The Dartmouth paper is far from the first to raise questions about this specific tool. According to Richard Berk, chair of the University of Pennsylvania's department of criminology who developed Philadelphia's probation and parole risk assessment tool, there are superior approaches on the market. Most, however, are being developed by academics, not private institutions that keep their technology under lock and key. "Any tool whose machinery I can't examine, I’m skeptical about," Berk says.
While Compas has been on the market since 2000 and has been used widely in states from Florida to Wisconsin, it's just one of dozens of risk assessments out there. The Dartmouth research doesn't necessarily apply to all of them, but it does invite further investigation into their relative accuracy.
Still, Berk acknowledges that no tool will ever be perfect or completely fair. It's unfair to keep someone behind bars who presents no danger to society. But it's also unfair to let someone out onto the streets who does. Which is worse? Which should the system prioritize? Those are policy questions, not technical ones, but they're nonetheless critical for the computer scientists developing and analyzing these tools to consider.
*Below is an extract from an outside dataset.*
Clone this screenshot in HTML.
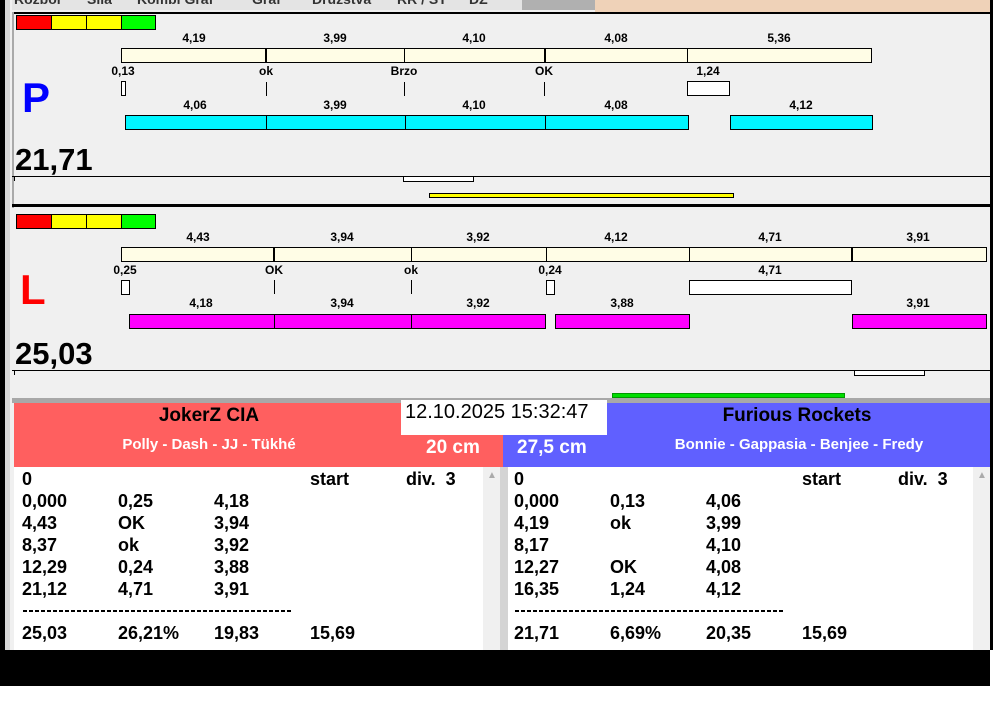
<!DOCTYPE html>
<html><head><meta charset="utf-8"><style>
*{margin:0;padding:0;box-sizing:border-box}
body{width:995px;height:716px;position:relative;background:#fff;font-family:"Liberation Sans",Arial,sans-serif;overflow:hidden}
div{position:absolute}
.t{font-weight:bold;font-size:12px;color:#000;white-space:nowrap;transform:translateX(-50%)}
.cr{background:#fffde6;border:1px solid #000}
.cy{background:#00f6ff;border:1px solid #000}
.mg{background:#ff00ff;border:1px solid #000}
.wb{background:#fff;border:1px solid #000}
.vl{width:2px;background:#000}
.tk{width:1px;background:#000}
.r{font-weight:bold;font-size:18px;white-space:nowrap}
.dash{height:2px;background:repeating-linear-gradient(90deg,#000 0 4px,transparent 4px 6px)}
</style></head><body>
<!-- frame -->
<div style="left:0;top:0;width:990px;height:686px;background:#000"></div>
<div style="left:990px;top:0;width:3px;height:650px;background:#000"></div>
<div style="left:5px;top:0;width:985px;height:650px;background:#d8d8d8"></div>
<div style="left:10px;top:0;width:980px;height:650px;background:#f0f0f0"></div>
<!-- tabs -->
<div style="left:12px;top:0;width:583px;height:10px;background:#e4e4e4"></div>
<div style="left:595px;top:0;width:395px;height:12px;background:#efd2b8"></div>
<div style="left:522px;top:0;width:73px;height:10px;background:#b0b0b0"></div>
<div style="left:12px;top:0;width:500px;height:10px;overflow:hidden;font-size:14px;font-weight:bold;color:#333">
<span style="position:absolute;left:2px;top:-9px">Rozbor</span><span style="position:absolute;left:75px;top:-9px">Síla</span><span style="position:absolute;left:125px;top:-9px">Kombi Graf</span><span style="position:absolute;left:240px;top:-9px">Graf</span><span style="position:absolute;left:300px;top:-9px">Družstva</span><span style="position:absolute;left:385px;top:-9px">RR / ST</span><span style="position:absolute;left:457px;top:-9px">DZ</span></div>
<!-- panel 1 -->
<div style="left:12px;top:12px;width:978px;height:2px;background:#000"></div>
<div style="left:12px;top:12px;width:2px;height:196px;background:#aaa"></div>
<div style="left:16px;top:15px;width:36px;height:15px;background:#f00;border:1px solid #000"></div>
<div style="left:51px;top:15px;width:36px;height:15px;background:#ff0;border:1px solid #000"></div>
<div style="left:86px;top:15px;width:36px;height:15px;background:#ff0;border:1px solid #000"></div>
<div style="left:121px;top:15px;width:35px;height:15px;background:#0f0;border:1px solid #000"></div>
<div class="t" style="left:194px;top:31px">4,19</div><div class="t" style="left:335px;top:31px">3,99</div><div class="t" style="left:474px;top:31px">4,10</div><div class="t" style="left:616px;top:31px">4,08</div><div class="t" style="left:779px;top:31px">5,36</div>
<div class="cr" style="left:121px;top:48px;width:751px;height:15px"></div>
<div class="vl" style="left:265px;top:48px;height:15px"></div><div class="tk" style="left:404px;top:48px;height:15px"></div><div class="vl" style="left:544px;top:48px;height:15px"></div><div class="tk" style="left:687px;top:48px;height:15px"></div>
<div class="t" style="left:123px;top:64px">0,13</div><div class="t" style="left:266px;top:64px">ok</div><div class="t" style="left:404px;top:64px">Brzo</div><div class="t" style="left:544px;top:64px">OK</div><div class="t" style="left:708px;top:64px">1,24</div>
<div class="wb" style="left:121px;top:81px;width:5px;height:15px"></div>
<div class="tk" style="left:266px;top:82px;height:14px"></div><div class="tk" style="left:404px;top:82px;height:14px"></div><div class="tk" style="left:544px;top:82px;height:14px"></div>
<div class="wb" style="left:687px;top:81px;width:43px;height:15px"></div>
<div style="left:22px;top:74px;font-size:42px;font-weight:bold;color:#00f">P</div>
<div class="t" style="left:195px;top:98px">4,06</div><div class="t" style="left:335px;top:98px">3,99</div><div class="t" style="left:474px;top:98px">4,10</div><div class="t" style="left:616px;top:98px">4,08</div><div class="t" style="left:801px;top:98px">4,12</div>
<div class="cy" style="left:125px;top:115px;width:564px;height:15px"></div>
<div class="tk" style="left:266px;top:115px;height:15px"></div><div class="tk" style="left:405px;top:115px;height:15px"></div><div class="tk" style="left:545px;top:115px;height:15px"></div>
<div class="cy" style="left:730px;top:115px;width:143px;height:15px"></div>
<div style="left:15px;top:142px;font-size:31px;font-weight:bold">21,71</div>
<div style="left:12px;top:176px;width:978px;height:1px;background:#000"></div>
<div style="left:14px;top:176px;width:1px;height:5px;background:#000"></div>
<div class="wb" style="left:403px;top:176px;width:71px;height:6px"></div>
<div style="left:429px;top:193px;width:305px;height:5px;background:#ff0;border:1px solid #000"></div>
<div style="left:12px;top:204px;width:978px;height:3px;background:#000"></div>
<!-- panel 2 -->
<div style="left:16px;top:214px;width:36px;height:15px;background:#f00;border:1px solid #000"></div>
<div style="left:51px;top:214px;width:36px;height:15px;background:#ff0;border:1px solid #000"></div>
<div style="left:86px;top:214px;width:36px;height:15px;background:#ff0;border:1px solid #000"></div>
<div style="left:121px;top:214px;width:35px;height:15px;background:#0f0;border:1px solid #000"></div>
<div class="t" style="left:198px;top:230px">4,43</div><div class="t" style="left:342px;top:230px">3,94</div><div class="t" style="left:478px;top:230px">3,92</div><div class="t" style="left:616px;top:230px">4,12</div><div class="t" style="left:770px;top:230px">4,71</div><div class="t" style="left:918px;top:230px">3,91</div>
<div class="cr" style="left:121px;top:247px;width:866px;height:15px"></div>
<div class="vl" style="left:273px;top:247px;height:15px"></div><div class="tk" style="left:411px;top:247px;height:15px"></div><div class="tk" style="left:546px;top:247px;height:15px"></div><div class="tk" style="left:689px;top:247px;height:15px"></div><div class="vl" style="left:851px;top:247px;height:15px"></div>
<div class="t" style="left:125px;top:263px">0,25</div><div class="t" style="left:274px;top:263px">OK</div><div class="t" style="left:411px;top:263px">ok</div><div class="t" style="left:550px;top:263px">0,24</div><div class="t" style="left:770px;top:263px">4,71</div>
<div class="wb" style="left:121px;top:280px;width:9px;height:15px"></div>
<div class="tk" style="left:274px;top:280px;height:14px"></div><div class="tk" style="left:411px;top:280px;height:14px"></div>
<div class="wb" style="left:546px;top:280px;width:9px;height:15px"></div>
<div class="wb" style="left:689px;top:280px;width:163px;height:15px"></div>
<div style="left:20px;top:266px;font-size:42px;font-weight:bold;color:#f00">L</div>
<div class="t" style="left:201px;top:296px">4,18</div><div class="t" style="left:342px;top:296px">3,94</div><div class="t" style="left:478px;top:296px">3,92</div><div class="t" style="left:622px;top:296px">3,88</div><div class="t" style="left:918px;top:296px">3,91</div>
<div class="mg" style="left:129px;top:314px;width:417px;height:15px"></div>
<div class="tk" style="left:274px;top:314px;height:15px"></div><div class="tk" style="left:411px;top:314px;height:15px"></div>
<div class="mg" style="left:555px;top:314px;width:135px;height:15px"></div>
<div class="mg" style="left:852px;top:314px;width:135px;height:15px"></div>
<div style="left:15px;top:336px;font-size:31px;font-weight:bold">25,03</div>
<div style="left:12px;top:370px;width:978px;height:1px;background:#000"></div>
<div style="left:14px;top:370px;width:1px;height:5px;background:#000"></div>
<div class="wb" style="left:854px;top:370px;width:71px;height:6px"></div>
<div style="left:612px;top:393px;width:233px;height:5px;background:#0d0;border:1px solid #090"></div>
<div style="left:12px;top:398px;width:978px;height:5px;background:#a8a8a8"></div>
<!-- bottom -->
<div style="left:14px;top:403px;width:489px;height:64px;background:#ff5f5f"></div>
<div style="left:503px;top:403px;width:487px;height:64px;background:#6060ff"></div>
<div style="left:401px;top:400px;width:206px;height:35px;background:#fff"></div>
<div style="left:405px;top:401px;font-size:20px;color:#000">12.10.2025 15:32:47</div>
<div style="left:209px;top:405px;font-size:19px;font-weight:bold;transform:translateX(-50%)">JokerZ CIA</div>
<div style="left:797px;top:405px;font-size:19px;font-weight:bold;transform:translateX(-50%)">Furious Rockets</div>
<div style="left:209px;top:436px;font-size:15px;font-weight:bold;color:#fff;transform:translateX(-50%);white-space:nowrap">Polly - Dash - JJ - Tükhé</div>
<div style="left:799px;top:436px;font-size:15px;font-weight:bold;color:#fff;transform:translateX(-50%);white-space:nowrap">Bonnie - Gappasia - Benjee - Fredy</div>
<div style="left:426px;top:437px;font-size:19px;font-weight:bold;color:#fff">20 cm</div>
<div style="left:517px;top:437px;font-size:19px;font-weight:bold;color:#fff">27,5 cm</div>
<div style="left:14px;top:467px;width:486px;height:183px;background:#fff"></div>
<div style="left:483px;top:467px;width:17px;height:183px;background:#f0f0f0"></div>
<div style="left:487px;top:470px;font-size:10px;color:#aaa">▲</div>
<div style="left:500px;top:467px;width:8px;height:183px;background:#d4d4d4"></div>
<div style="left:508px;top:467px;width:482px;height:183px;background:#fff"></div>
<div style="left:973px;top:467px;width:17px;height:183px;background:#f0f0f0"></div>
<div style="left:977px;top:470px;font-size:10px;color:#aaa">▲</div>
<div style="left:0;top:650px;width:990px;height:36px;background:#000"></div>

<div class="r" style="left:22px;top:469px">0</div><div class="r" style="left:310px;top:469px">start</div><div class="r" style="left:406px;top:469px">div.&nbsp; 3</div>
<div class="r" style="left:22px;top:491px">0,000</div><div class="r" style="left:118px;top:491px">0,25</div><div class="r" style="left:214px;top:491px">4,18</div>
<div class="r" style="left:22px;top:513px">4,43</div><div class="r" style="left:118px;top:513px">OK</div><div class="r" style="left:214px;top:513px">3,94</div>
<div class="r" style="left:22px;top:535px">8,37</div><div class="r" style="left:118px;top:535px">ok</div><div class="r" style="left:214px;top:535px">3,92</div>
<div class="r" style="left:22px;top:557px">12,29</div><div class="r" style="left:118px;top:557px">0,24</div><div class="r" style="left:214px;top:557px">3,88</div>
<div class="r" style="left:22px;top:579px">21,12</div><div class="r" style="left:118px;top:579px">4,71</div><div class="r" style="left:214px;top:579px">3,91</div>
<div class="dash" style="left:23px;top:610px;width:270px"></div>
<div class="r" style="left:22px;top:623px">25,03</div><div class="r" style="left:118px;top:623px">26,21%</div><div class="r" style="left:214px;top:623px">19,83</div><div class="r" style="left:310px;top:623px">15,69</div>

<div class="r" style="left:514px;top:469px">0</div><div class="r" style="left:802px;top:469px">start</div><div class="r" style="left:898px;top:469px">div.&nbsp; 3</div>
<div class="r" style="left:514px;top:491px">0,000</div><div class="r" style="left:610px;top:491px">0,13</div><div class="r" style="left:706px;top:491px">4,06</div>
<div class="r" style="left:514px;top:513px">4,19</div><div class="r" style="left:610px;top:513px">ok</div><div class="r" style="left:706px;top:513px">3,99</div>
<div class="r" style="left:514px;top:535px">8,17</div><div class="r" style="left:706px;top:535px">4,10</div>
<div class="r" style="left:514px;top:557px">12,27</div><div class="r" style="left:610px;top:557px">OK</div><div class="r" style="left:706px;top:557px">4,08</div>
<div class="r" style="left:514px;top:579px">16,35</div><div class="r" style="left:610px;top:579px">1,24</div><div class="r" style="left:706px;top:579px">4,12</div>
<div class="dash" style="left:515px;top:610px;width:270px"></div>
<div class="r" style="left:514px;top:623px">21,71</div><div class="r" style="left:610px;top:623px">6,69%</div><div class="r" style="left:706px;top:623px">20,35</div><div class="r" style="left:802px;top:623px">15,69</div>
</body></html>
"The question is: What are the different kinds of unfairness? How does the model perform for each of them?" he says. "There are tradeoffs between them, and you cannot evaluate the fairness of an instrument unless you consider all of them."
Neither Farid nor Dressel believes that these algorithms are inherently bad or misleading. Their goal is simply to raise awareness about the accuracy—or lack thereof—of tools that promise superhuman insight into crime prediction, and to demand increased transparency into how they make those decisions.
“Imagine you’re a judge, and you have a commercial piece of software that says we have big data, and it says this person is high risk,” Farid says, “Now imagine I tell you I asked 10 people online the same question, and this is what they said. You’d weigh those things differently.” As it turns out, maybe you shouldn't.